**Exercise:** Look through the lines and report how many include the word "index", giving nothing but the number.

─── Supplied data ───

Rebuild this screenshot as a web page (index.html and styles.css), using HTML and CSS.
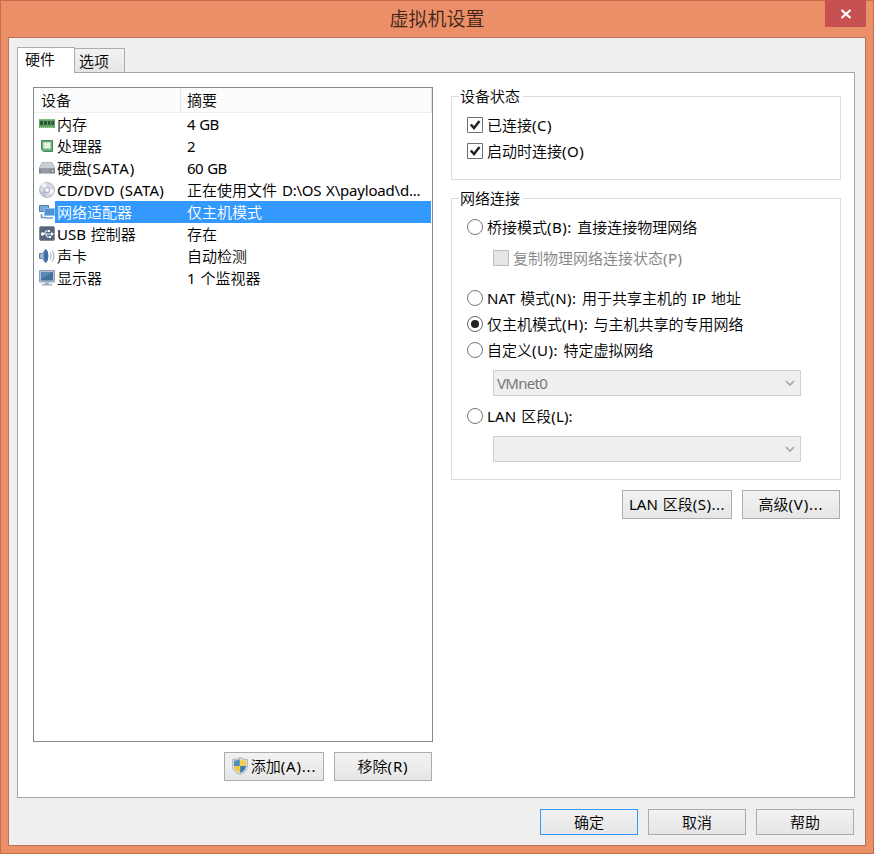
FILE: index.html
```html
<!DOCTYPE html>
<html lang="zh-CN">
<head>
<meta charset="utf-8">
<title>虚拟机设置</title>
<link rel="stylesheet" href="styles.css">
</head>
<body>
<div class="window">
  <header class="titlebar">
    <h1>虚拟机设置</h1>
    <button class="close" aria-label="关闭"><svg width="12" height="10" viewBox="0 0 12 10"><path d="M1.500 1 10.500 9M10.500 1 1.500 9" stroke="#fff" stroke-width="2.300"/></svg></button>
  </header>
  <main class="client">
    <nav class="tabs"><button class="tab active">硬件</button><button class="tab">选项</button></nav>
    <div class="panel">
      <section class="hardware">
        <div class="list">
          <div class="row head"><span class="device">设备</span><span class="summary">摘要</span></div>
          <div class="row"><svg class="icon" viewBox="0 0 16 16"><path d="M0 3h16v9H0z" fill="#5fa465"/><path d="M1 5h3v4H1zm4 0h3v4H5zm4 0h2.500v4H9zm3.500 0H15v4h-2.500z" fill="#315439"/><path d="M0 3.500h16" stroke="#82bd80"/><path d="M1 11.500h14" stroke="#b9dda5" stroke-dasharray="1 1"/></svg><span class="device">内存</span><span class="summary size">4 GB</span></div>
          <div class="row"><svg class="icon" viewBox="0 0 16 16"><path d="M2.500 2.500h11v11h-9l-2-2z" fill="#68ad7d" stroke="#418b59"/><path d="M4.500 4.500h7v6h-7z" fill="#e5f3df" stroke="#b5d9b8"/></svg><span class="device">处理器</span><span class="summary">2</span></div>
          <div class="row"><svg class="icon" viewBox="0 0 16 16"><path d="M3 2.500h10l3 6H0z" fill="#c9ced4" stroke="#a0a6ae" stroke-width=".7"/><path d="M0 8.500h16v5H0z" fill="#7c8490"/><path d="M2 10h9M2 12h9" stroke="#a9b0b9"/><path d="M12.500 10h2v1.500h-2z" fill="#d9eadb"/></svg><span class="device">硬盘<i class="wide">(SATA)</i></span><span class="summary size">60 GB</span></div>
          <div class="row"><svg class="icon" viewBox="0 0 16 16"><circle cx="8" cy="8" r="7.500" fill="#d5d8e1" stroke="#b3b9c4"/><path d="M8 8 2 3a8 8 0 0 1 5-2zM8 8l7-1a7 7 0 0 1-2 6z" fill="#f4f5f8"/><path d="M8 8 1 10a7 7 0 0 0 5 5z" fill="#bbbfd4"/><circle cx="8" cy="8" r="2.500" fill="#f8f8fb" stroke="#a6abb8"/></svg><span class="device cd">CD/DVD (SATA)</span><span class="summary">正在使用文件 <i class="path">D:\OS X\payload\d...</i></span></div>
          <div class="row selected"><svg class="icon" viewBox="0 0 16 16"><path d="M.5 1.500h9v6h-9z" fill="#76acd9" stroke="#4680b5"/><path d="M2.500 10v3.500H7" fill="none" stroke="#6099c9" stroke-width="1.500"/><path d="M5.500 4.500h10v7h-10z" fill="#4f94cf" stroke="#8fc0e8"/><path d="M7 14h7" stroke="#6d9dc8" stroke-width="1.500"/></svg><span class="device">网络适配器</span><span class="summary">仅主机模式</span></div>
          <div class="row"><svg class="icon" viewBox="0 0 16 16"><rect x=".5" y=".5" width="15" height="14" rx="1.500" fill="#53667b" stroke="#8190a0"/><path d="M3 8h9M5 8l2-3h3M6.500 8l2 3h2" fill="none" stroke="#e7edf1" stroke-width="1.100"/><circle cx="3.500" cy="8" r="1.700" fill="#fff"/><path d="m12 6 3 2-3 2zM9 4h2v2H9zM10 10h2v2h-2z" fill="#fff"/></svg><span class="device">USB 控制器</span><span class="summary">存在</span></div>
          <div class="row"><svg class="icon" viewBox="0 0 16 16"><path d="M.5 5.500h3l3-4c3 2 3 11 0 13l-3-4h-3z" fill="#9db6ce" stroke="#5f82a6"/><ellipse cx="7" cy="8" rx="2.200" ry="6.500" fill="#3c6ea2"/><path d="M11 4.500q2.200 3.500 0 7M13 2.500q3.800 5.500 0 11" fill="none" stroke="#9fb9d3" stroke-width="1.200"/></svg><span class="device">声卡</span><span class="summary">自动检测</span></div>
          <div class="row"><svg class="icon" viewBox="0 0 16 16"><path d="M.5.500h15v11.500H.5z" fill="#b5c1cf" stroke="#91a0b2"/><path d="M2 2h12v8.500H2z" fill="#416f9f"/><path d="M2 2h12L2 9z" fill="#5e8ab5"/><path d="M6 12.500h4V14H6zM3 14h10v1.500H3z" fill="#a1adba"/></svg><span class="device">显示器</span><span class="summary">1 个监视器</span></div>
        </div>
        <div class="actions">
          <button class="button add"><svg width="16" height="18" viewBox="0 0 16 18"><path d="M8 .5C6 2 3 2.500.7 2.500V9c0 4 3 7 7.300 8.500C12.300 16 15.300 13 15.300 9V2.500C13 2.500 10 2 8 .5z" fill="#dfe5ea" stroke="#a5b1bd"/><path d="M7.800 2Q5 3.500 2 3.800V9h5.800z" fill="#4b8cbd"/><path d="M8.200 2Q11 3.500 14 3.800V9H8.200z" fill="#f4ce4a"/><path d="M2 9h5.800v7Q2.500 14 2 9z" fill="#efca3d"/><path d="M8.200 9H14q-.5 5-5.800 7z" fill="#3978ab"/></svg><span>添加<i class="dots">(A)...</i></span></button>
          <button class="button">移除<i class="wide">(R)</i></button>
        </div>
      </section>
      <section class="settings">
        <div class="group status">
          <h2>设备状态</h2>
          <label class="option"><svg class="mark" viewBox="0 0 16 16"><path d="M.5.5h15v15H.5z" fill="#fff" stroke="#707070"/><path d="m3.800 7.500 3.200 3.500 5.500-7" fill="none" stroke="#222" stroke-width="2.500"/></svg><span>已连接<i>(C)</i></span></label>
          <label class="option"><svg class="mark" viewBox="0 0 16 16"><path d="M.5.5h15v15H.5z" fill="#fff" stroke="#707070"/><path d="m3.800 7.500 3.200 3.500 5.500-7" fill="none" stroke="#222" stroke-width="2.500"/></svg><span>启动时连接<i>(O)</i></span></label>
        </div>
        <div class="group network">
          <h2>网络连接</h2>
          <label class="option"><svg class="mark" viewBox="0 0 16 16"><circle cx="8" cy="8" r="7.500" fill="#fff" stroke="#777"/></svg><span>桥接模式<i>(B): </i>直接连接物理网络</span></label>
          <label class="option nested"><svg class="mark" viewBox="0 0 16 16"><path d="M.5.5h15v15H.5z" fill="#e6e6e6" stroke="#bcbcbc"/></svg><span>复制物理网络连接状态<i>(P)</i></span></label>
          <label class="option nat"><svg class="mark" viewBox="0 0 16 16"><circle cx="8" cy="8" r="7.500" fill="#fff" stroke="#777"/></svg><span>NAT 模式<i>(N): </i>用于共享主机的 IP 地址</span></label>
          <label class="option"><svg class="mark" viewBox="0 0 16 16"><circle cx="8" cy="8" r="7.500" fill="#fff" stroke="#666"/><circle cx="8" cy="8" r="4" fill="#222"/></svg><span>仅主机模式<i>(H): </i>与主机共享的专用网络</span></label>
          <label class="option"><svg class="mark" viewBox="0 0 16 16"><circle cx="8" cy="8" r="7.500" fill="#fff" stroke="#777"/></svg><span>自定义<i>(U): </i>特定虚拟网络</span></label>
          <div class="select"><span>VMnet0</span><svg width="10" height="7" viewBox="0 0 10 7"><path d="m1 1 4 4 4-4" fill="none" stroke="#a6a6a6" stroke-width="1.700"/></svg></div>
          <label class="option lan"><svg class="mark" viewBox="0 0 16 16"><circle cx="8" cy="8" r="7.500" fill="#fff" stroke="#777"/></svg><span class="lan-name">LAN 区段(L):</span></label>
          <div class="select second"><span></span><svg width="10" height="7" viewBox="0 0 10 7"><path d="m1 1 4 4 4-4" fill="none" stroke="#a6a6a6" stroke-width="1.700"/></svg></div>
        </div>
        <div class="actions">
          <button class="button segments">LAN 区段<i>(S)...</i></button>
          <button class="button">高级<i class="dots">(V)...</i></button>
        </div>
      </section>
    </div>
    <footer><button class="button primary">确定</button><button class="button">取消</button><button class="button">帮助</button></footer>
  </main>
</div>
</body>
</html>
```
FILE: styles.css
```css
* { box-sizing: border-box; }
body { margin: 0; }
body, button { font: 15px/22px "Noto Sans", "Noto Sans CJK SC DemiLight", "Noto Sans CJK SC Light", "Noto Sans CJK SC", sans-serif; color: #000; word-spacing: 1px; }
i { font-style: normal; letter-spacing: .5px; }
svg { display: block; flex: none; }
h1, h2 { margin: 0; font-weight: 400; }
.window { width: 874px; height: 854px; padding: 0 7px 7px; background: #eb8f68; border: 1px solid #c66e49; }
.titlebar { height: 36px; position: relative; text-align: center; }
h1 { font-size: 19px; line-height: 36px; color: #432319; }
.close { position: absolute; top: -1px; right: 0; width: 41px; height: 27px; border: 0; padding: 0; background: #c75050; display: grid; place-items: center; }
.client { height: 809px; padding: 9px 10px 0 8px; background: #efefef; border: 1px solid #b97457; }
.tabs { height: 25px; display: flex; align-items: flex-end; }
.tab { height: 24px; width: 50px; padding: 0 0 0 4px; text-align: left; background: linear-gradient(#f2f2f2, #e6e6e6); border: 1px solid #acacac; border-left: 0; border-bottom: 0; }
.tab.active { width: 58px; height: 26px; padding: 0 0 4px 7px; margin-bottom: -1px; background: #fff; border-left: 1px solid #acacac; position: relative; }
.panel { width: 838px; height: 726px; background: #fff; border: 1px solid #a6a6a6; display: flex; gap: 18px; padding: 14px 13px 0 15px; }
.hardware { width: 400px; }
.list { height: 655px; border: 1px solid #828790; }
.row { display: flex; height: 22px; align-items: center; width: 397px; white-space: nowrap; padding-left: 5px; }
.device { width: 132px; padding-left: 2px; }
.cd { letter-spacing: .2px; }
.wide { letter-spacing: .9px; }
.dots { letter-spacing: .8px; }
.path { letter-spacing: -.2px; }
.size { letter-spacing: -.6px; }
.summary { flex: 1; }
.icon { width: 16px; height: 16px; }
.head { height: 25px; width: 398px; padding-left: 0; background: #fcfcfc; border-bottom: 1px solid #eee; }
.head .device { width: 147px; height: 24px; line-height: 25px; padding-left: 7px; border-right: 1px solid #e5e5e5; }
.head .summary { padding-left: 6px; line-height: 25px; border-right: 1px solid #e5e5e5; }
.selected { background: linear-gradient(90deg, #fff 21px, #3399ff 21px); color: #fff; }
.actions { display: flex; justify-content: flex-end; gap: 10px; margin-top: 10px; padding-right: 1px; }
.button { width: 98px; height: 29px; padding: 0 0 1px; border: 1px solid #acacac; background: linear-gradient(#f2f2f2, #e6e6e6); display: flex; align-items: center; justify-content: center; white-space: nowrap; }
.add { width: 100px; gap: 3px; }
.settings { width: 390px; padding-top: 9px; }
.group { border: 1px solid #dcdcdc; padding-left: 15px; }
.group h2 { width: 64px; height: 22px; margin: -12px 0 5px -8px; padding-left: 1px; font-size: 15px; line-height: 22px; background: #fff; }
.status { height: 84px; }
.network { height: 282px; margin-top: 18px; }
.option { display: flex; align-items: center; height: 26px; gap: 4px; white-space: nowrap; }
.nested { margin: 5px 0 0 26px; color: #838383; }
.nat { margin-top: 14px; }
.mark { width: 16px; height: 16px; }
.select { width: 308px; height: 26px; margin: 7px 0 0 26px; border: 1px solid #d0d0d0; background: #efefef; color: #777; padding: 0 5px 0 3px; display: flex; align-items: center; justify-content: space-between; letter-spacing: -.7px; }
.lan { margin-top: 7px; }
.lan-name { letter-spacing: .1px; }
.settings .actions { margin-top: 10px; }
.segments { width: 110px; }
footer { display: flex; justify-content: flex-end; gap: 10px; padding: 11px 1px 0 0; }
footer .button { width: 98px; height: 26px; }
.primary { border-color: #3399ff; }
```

───

**Exercise result:** 2